I'm a master procrastinator. I can put off taking a shower. I can put off writing this sentence. And I can certainly put off learning to cook lamb shanks.

However, the new delivery will be here in two weeks, and the freezer's still too full. So I guess it's time to seize the bull — that is, the lamb — by its nubby little horns and figure it out.

If you're like me, you've come across meat shanks in exactly two contexts: (1) the veal shank in the osso buco, which you like to enjoy with a robust Chianti when you're out, and (2) the lamb shank on the Passover Seder plate, which is usually not eaten, and which actually might be a chicken neck or a yam, depending on family traditions.

About The Author

T. Susan Chang is a New England-based freelance writer and a former Kellogg Food and Society Policy Fellow. She also is the regular cookbook reviewer for The Boston Globe, and her articles on cooking, gardening and nutrition appear in a variety of national and regional publications. You can find more information at her Web site, tsusanchang.com.

If someone asked you what part of the lamb the shank comes from, you'd probably guess right: It's the lower part of the leg, from the knee down. The kneeward part is the meaty part; there's practically nothing as you get toward the hoof. As in any animal, the most-used muscles are the toughest ones. If you've ever seen a lamb at pasture, its game as nimble and springy as a point guard's, its knees working overtime, you won't be surprised to learn that the shank is one of the toughest cuts you can find on a lamb.

With other cuts of lamb, you have some choices. You can grill them, you can braise them, you can even grind them up and make lamb burgers. With shanks, there is basically no choice. You can either cook them for hours, or you can not eat them.

The same tough connective tissue that makes shanks an impossible cut to saute makes them ideal for braising. First you brown them (under the broiler, on foil, if you don't like the mess and smoke of pot-searing), then you stick them in a pot with some liquid. Over the course of two hours, the rubbery, pale gristle slowly softens and grows transparent, yielding up its collagen. By three hours, it has turned to soft, velvety gelatin, coating the threads of succulent muscle and flavored by the crisp, melting exterior fat.

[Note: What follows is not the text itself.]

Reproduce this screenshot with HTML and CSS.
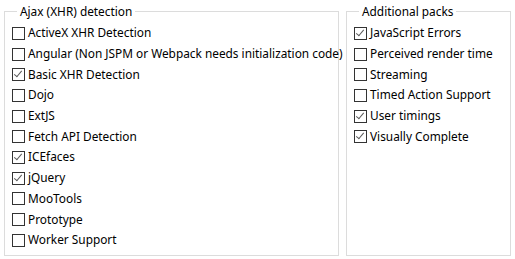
FILE: index.html
```html
<!DOCTYPE html>
<html lang="en">
<head>
  <meta charset="UTF-8">
  <title>Detection settings</title>
  <link rel="stylesheet" href="styles.css">
</head>
<body>
  <div class="panes">
    <fieldset class="group group-ajax">
      <legend>Ajax (XHR) detection</legend>
      <label class="opt"><span class="box"></span>ActiveX XHR Detection</label>
      <label class="opt"><span class="box"></span>Angular (Non JSPM or Webpack needs initialization code)</label>
      <label class="opt on"><span class="box"></span>Basic XHR Detection</label>
      <label class="opt"><span class="box"></span>Dojo</label>
      <label class="opt"><span class="box"></span>ExtJS</label>
      <label class="opt"><span class="box"></span>Fetch API Detection</label>
      <label class="opt on"><span class="box"></span>ICEfaces</label>
      <label class="opt on"><span class="box"></span>jQuery</label>
      <label class="opt"><span class="box"></span>MooTools</label>
      <label class="opt"><span class="box"></span>Prototype</label>
      <label class="opt"><span class="box"></span>Worker Support</label>
    </fieldset>

    <fieldset class="group group-packs">
      <legend>Additional packs</legend>
      <label class="opt on"><span class="box"></span>JavaScript Errors</label>
      <label class="opt"><span class="box"></span>Perceived render time</label>
      <label class="opt"><span class="box"></span>Streaming</label>
      <label class="opt"><span class="box"></span>Timed Action Support</label>
      <label class="opt on"><span class="box"></span>User timings</label>
      <label class="opt on"><span class="box"></span>Visually Complete</label>
    </fieldset>
  </div>
</body>
</html>
```

FILE: styles.css
```css
body {
  margin: 0;
  background: #fff;
  font-family: "Noto Sans", "Open Sans", sans-serif;
  font-size: 11.85px;
  color: #000;
}

.panes {
  display: flex;
  gap: 7px;
  padding: 4px 4px 3px 4px;
  height: 259px;
  box-sizing: border-box;
}

.group {
  margin: 0;
  border: 1px solid #dcdcdc;
  padding: 3px 0 0 7px;
  display: flex;
  flex-direction: column;
  min-width: 0;
}

.group-ajax { width: 335px; box-sizing: border-box; flex: none; }
.group-packs { flex: 1; }

legend {
  padding: 0 3px;
  margin-left: 5px;
  line-height: 15px;
}

.opt {
  display: flex;
  align-items: center;
  height: 20.7px;
  gap: 3px;
  white-space: nowrap;
}

.box {
  width: 11px;
  height: 11px;
  border: 1px solid #333;
  background: #fff;
  position: relative;
  top: 1px;
  flex: none;
}

/* marca do checkbox */
.opt.on .box::after {
  content: "";
  position: absolute;
  left: 3px;
  top: 0px;
  width: 3px;
  height: 7px;
  border-right: 1px solid #5a5a5a;
  border-bottom: 1px solid #5a5a5a;
  transform: rotate(40deg);
}
```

It's sublime with root vegetables and just right for sturdy herbs.

It takes patience to cook a shank. Fortunately, good procrastinators also tend to be patient, because of our special relationship with time. This week, when I finally learned to make lamb shanks, I experienced no impatience and zero boredom as the cold afternoon waned and the smells of meat and onions and wine filled the house. I sewed, played the piano, checked my Facebook, tried to write — exactly the same things I did all those months putting off learning how to make lamb shanks. In the end, it turns out there isn't a whole lot of difference between putting off a thing and waiting around for it to happen.

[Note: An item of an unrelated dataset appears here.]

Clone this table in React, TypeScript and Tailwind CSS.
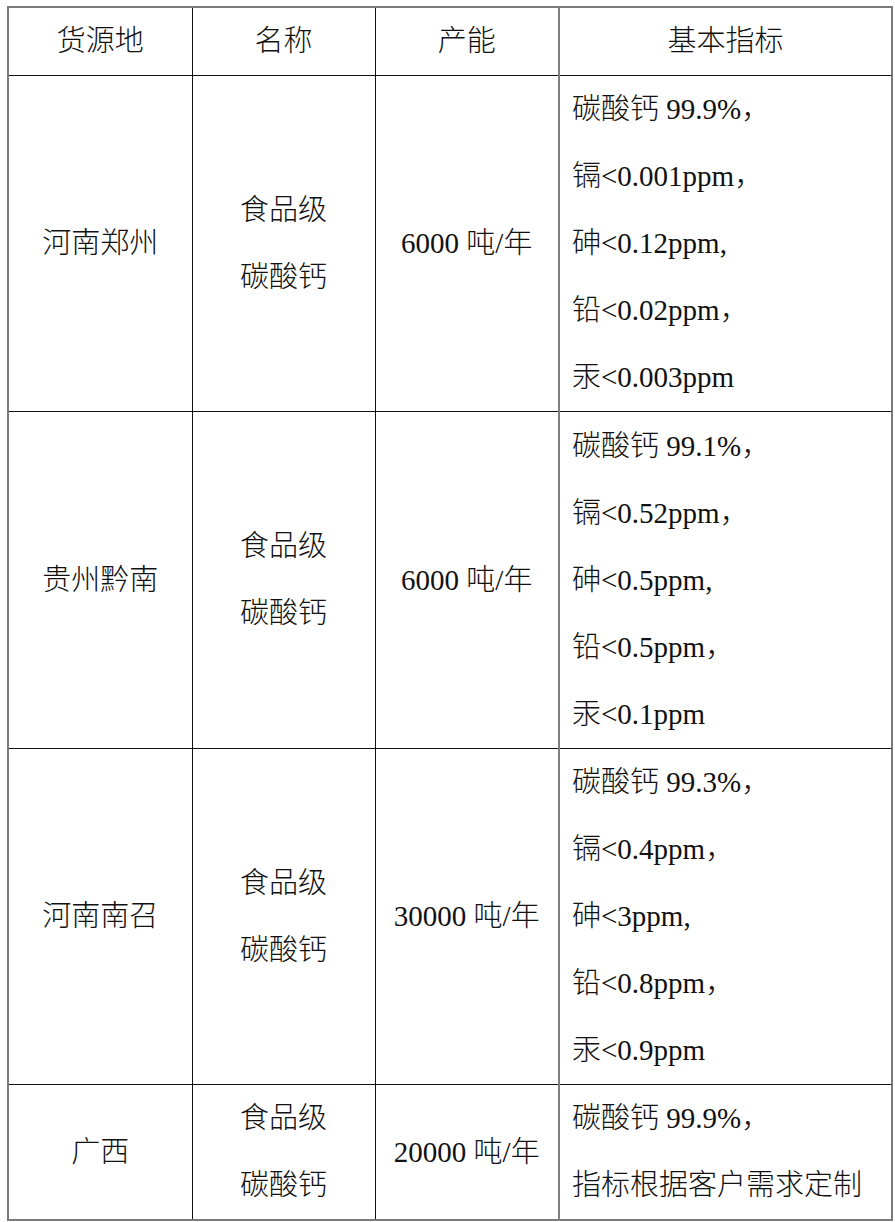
import React from "react";

type Row = {
  origin: string;
  name: string[];
  capacity: string;
  specs: string[];
  height: string;
};

const rows: Row[] = [
  {
    origin: "河南郑州",
    name: ["食品级", "碳酸钙"],
    capacity: "6000 吨/年",
    specs: ["碳酸钙 99.9%，", "镉<0.001ppm，", "砷<0.12ppm,", "铅<0.02ppm，", "汞<0.003ppm"],
    height: "h-[336px]",
  },
  {
    origin: "贵州黔南",
    name: ["食品级", "碳酸钙"],
    capacity: "6000 吨/年",
    specs: ["碳酸钙 99.1%，", "镉<0.52ppm，", "砷<0.5ppm,", "铅<0.5ppm，", "汞<0.1ppm"],
    height: "h-[337px]",
  },
  {
    origin: "河南南召",
    name: ["食品级", "碳酸钙"],
    capacity: "30000 吨/年",
    specs: ["碳酸钙 99.3%，", "镉<0.4ppm，", "砷<3ppm,", "铅<0.8ppm，", "汞<0.9ppm"],
    height: "h-[335px]",
  },
  {
    origin: "广西",
    name: ["食品级", "碳酸钙"],
    capacity: "20000 吨/年",
    specs: ["碳酸钙 99.9%，", "指标根据客户需求定制"],
    height: "h-[135px]",
  },
];

const cell = "border border-[#111] align-middle p-0";

export default function App() {
  return (
    <div
      className="w-[895px] h-[1222px] bg-white pl-[7px] pt-[6px] text-[#111] text-[29px] leading-[67px] font-light"
      style={{ fontFamily: '"Liberation Serif", "Noto Sans CJK SC", serif' }}
    >
      <table className="w-[884px] table-fixed border-collapse border-2 border-[#7a7a7a]">
        <colgroup>
          <col className="w-[184px]" />
          <col className="w-[183px]" />
          <col className="w-[184px]" />
          <col className="w-[333px]" />
        </colgroup>
        <thead>
          <tr className="h-[67px]">
            <th className={`${cell} font-light text-center border-t-2 border-t-[#7a7a7a] border-l-2 border-l-[#7a7a7a]`}>货源地</th>
            <th className={`${cell} font-light text-center border-t-2 border-t-[#7a7a7a]`}>名称</th>
            <th className={`${cell} font-light text-center border-t-2 border-t-[#7a7a7a]`}>产能</th>
            <th className={`${cell} font-light text-center border-t-2 border-t-[#7a7a7a] border-r-2 border-r-[#7a7a7a] border-l-2 border-l-[#808080]`}>
              基本指标
            </th>
          </tr>
        </thead>
        <tbody>
          {rows.map((r, i) => (
            <tr key={i} className={r.height}>
              <td className={`${cell} text-center border-l-2 border-l-[#7a7a7a]`}>{r.origin}</td>
              <td className={`${cell} text-center`}>
                {r.name.map((n) => (
                  <div key={n}>{n}</div>
                ))}
              </td>
              <td className={`${cell} text-center`}>{r.capacity}</td>
              <td className={`${cell} pl-[12px] border-r-2 border-r-[#7a7a7a] border-l-2 border-l-[#808080]`}>
                {r.specs.map((s) => (
                  <div key={s} className="whitespace-nowrap">
                    {s}
                  </div>
                ))}
              </td>
            </tr>
          ))}
        </tbody>
      </table>
    </div>
  );
}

I thought about the year that had passed since I'd bought the lamb shanks as I prepared the table. I thought about the decade I'd spent not cooking them, and the long hours they'd spent on the stove. Finally, I called the family down to dinner, because isn't the whole point of cooking lamb shanks, the ultimate slow food, to enjoy them with people you love?

In 20 minutes, the shanks were gone, victims of their own deliciousness. But their aroma lingered in the air, and I knew that in the years to come, the wait for lamb shanks would never again be such a long one.